= The President Sang Amazing Grace =

2016 song by Zoe Mulford

"The President Sang Amazing Grace" is a 2016 song written by Zoe Mulford.

It was inspired by the Charleston church shooting of 2015. The song recounts the moment when President Barack Obama broke into an impromptu performance of the hymn "Amazing Grace" while delivering the eulogy for Clementa C. Pinckney.

Obama delivered the eulogy for Clementa C. Pinckney at the TD Arena of the College of Charleston on 26 June 2015. Pinckney was one of the nine victims of the June 2015 shooting at the Emanuel African Methodist Episcopal Church in Charleston, South Carolina. During his eulogy Obama recited the words of the hymn "Amazing Grace" before breaking down in tears and singing the hymn unprompted.
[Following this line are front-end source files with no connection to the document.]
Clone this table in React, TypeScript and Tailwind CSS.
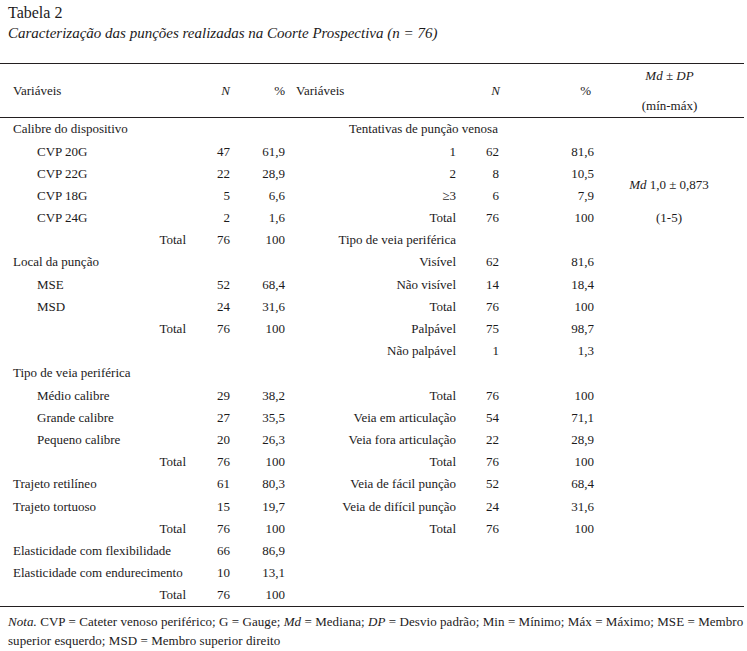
import React from "react";

type Side = {
  kind: "cat" | "ind" | "total" | "empty" | "span" | "right";
  label?: string;
  n?: string;
  pct?: string;
};

const leftRows: Side[] = [
  { kind: "cat", label: "Calibre do dispositivo" },
  { kind: "ind", label: "CVP 20G", n: "47", pct: "61,9" },
  { kind: "ind", label: "CVP 22G", n: "22", pct: "28,9" },
  { kind: "ind", label: "CVP 18G", n: "5", pct: "6,6" },
  { kind: "ind", label: "CVP 24G", n: "2", pct: "1,6" },
  { kind: "total", label: "Total", n: "76", pct: "100" },
  { kind: "cat", label: "Local da punção" },
  { kind: "ind", label: "MSE", n: "52", pct: "68,4" },
  { kind: "ind", label: "MSD", n: "24", pct: "31,6" },
  { kind: "total", label: "Total", n: "76", pct: "100" },
  { kind: "empty" },
  { kind: "cat", label: "Tipo de veia periférica" },
  { kind: "ind", label: "Médio calibre", n: "29", pct: "38,2" },
  { kind: "ind", label: "Grande calibre", n: "27", pct: "35,5" },
  { kind: "ind", label: "Pequeno calibre", n: "20", pct: "26,3" },
  { kind: "total", label: "Total", n: "76", pct: "100" },
  { kind: "cat", label: "Trajeto retilíneo", n: "61", pct: "80,3" },
  { kind: "cat", label: "Trajeto tortuoso", n: "15", pct: "19,7" },
  { kind: "total", label: "Total", n: "76", pct: "100" },
  { kind: "cat", label: "Elasticidade com flexibilidade", n: "66", pct: "86,9" },
  { kind: "cat", label: "Elasticidade com endurecimento", n: "10", pct: "13,1" },
  { kind: "total", label: "Total", n: "76", pct: "100" },
];

const rightRows: Side[] = [
  { kind: "span", label: "Tentativas de punção venosa" },
  { kind: "right", label: "1", n: "62", pct: "81,6" },
  { kind: "right", label: "2", n: "8", pct: "10,5" },
  { kind: "right", label: "≥3", n: "6", pct: "7,9" },
  { kind: "right", label: "Total", n: "76", pct: "100" },
  { kind: "right", label: "Tipo de veia periférica" },
  { kind: "right", label: "Visível", n: "62", pct: "81,6" },
  { kind: "right", label: "Não visível", n: "14", pct: "18,4" },
  { kind: "right", label: "Total", n: "76", pct: "100" },
  { kind: "right", label: "Palpável", n: "75", pct: "98,7" },
  { kind: "right", label: "Não palpável", n: "1", pct: "1,3" },
  { kind: "empty" },
  { kind: "right", label: "Total", n: "76", pct: "100" },
  { kind: "right", label: "Veia em articulação", n: "54", pct: "71,1" },
  { kind: "right", label: "Veia fora articulação", n: "22", pct: "28,9" },
  { kind: "right", label: "Total", n: "76", pct: "100" },
  { kind: "right", label: "Veia de fácil punção", n: "52", pct: "68,4" },
  { kind: "right", label: "Veia de difícil punção", n: "24", pct: "31,6" },
  { kind: "right", label: "Total", n: "76", pct: "100" },
  { kind: "empty" },
  { kind: "empty" },
  { kind: "empty" },
];

function LeftCells({ row }: { row: Side }) {
  const labelClass =
    row.kind === "total"
      ? "text-right pr-[4px]"
      : row.kind === "ind"
      ? "pl-[37px]"
      : "pl-[13px]";
  return (
    <>
      <div className={`w-[190px] whitespace-nowrap ${labelClass}`}>
        {row.label}
      </div>
      <div className="w-[40px] text-right">{row.n}</div>
      <div className="w-[55px] text-right">{row.pct}</div>
    </>
  );
}

function RightCells({ row }: { row: Side }) {
  if (row.kind === "span") {
    return (
      <div className="w-[309px] whitespace-nowrap pl-[64px]">{row.label}</div>
    );
  }
  return (
    <>
      <div className="w-[172px] whitespace-nowrap text-right pr-[1px]">
        {row.label}
      </div>
      <div className="w-[42px] text-right">{row.n}</div>
      <div className="w-[95px] text-right">{row.pct}</div>
    </>
  );
}

export default function App() {
  return (
    <div className="w-[747px] h-[651px] overflow-hidden bg-white text-[#1c1a1b] font-['Liberation_Serif','Times_New_Roman',serif]">
      <div className="pl-[8px] pt-[3px] text-[15px] leading-[20px]">
        <div className="text-[16px]">Tabela 2</div>
        <div className="italic">
          Caracterização das punções realizadas na Coorte Prospectiva (n = 76)
        </div>
      </div>

      <div className="mt-[20px] w-[744px] text-[13px]">
        <div className="border-t border-[#231f20]" />
        <div className="flex h-[53px] items-center">
          <div className="w-[190px] pl-[13px]">Variáveis</div>
          <div className="w-[40px] text-right italic">N</div>
          <div className="w-[55px] text-right">%</div>
          <div className="w-[172px] pl-[11px]">Variáveis</div>
          <div className="w-[43px] text-right italic">N</div>
          <div className="w-[91px] text-right">%</div>
          <div className="flex flex-1 flex-col items-center gap-[11px] pl-[4px]">
            <div className="italic">Md ± DP</div>
            <div>(mín-máx)</div>
          </div>
        </div>
        <div className="border-t border-[#231f20]" />

        <div className="flex">
          <div className="w-[594px]">
            {leftRows.map((l, i) => (
              <div key={i} className="flex h-[22.2px] items-center">
                <LeftCells row={l} />
                <RightCells row={rightRows[i]} />
              </div>
            ))}
          </div>
          <div className="flex flex-1 flex-col items-center">
            <div className="h-[44.4px]" />
            <div className="flex h-[44.4px] items-center">
              <span className="italic">Md</span>&nbsp;1,0 ± 0,873
            </div>
            <div className="flex h-[22.2px] items-center">(1-5)</div>
          </div>
        </div>
        <div className="border-t border-[#231f20]" />

        <div className="pl-[8px] pt-[5px] leading-[19px] whitespace-nowrap tracking-[0.06px]">
          <span className="italic">Nota.</span> CVP = Cateter venoso
          periférico; G = Gauge; <span className="italic">Md</span> = Mediana;{" "}
          <span className="italic">DP</span> = Desvio padrão; Min = Mínimo; Máx
          = Máximo; MSE = Membro
          <br />
          superior esquerdo; MSD = Membro superior direito
        </div>
      </div>
    </div>
  );
}
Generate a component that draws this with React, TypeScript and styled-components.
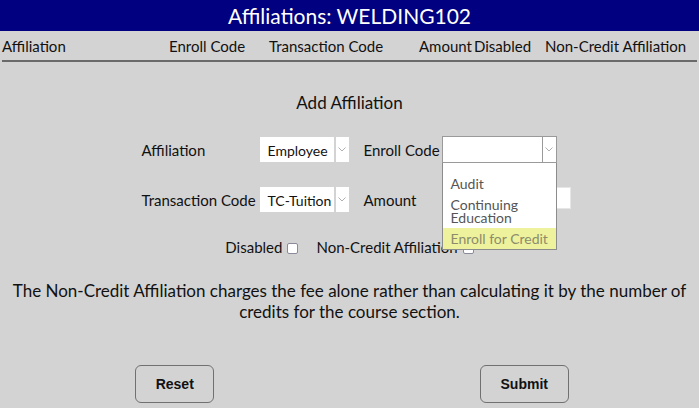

The song was written by the folk singer and songwriter Zoe Mulford. It appeared on her 2017 album Small Brown Birds. Mulford's recording was extensively played on independent folk radio shows.

It was covered by Joan Baez on her 2018 album Whistle Down the Wind. Baez said that after she heard Mulford's recording of the song on the radio she " ... just pulled over" as it was "so expressive of my thoughts and feelings, which are pretty fucking gloomy, but [Mulford] did it in such a beautiful way that's as dark as it is beautiful". Baez recalled that "for the first two weeks of trying to figure it out on the guitar, I kept crying".

The filmmaker and painter Jeff Scher directed a music video for Baez's performance of the song. Scher used pastels and watercolour to depict the victims of the shooting as well as the church and Obama.

The Kronos Quartet covered the song with singer Meklit on their 2020 album Long Time Passing, dedicated to the music of Pete Seeger.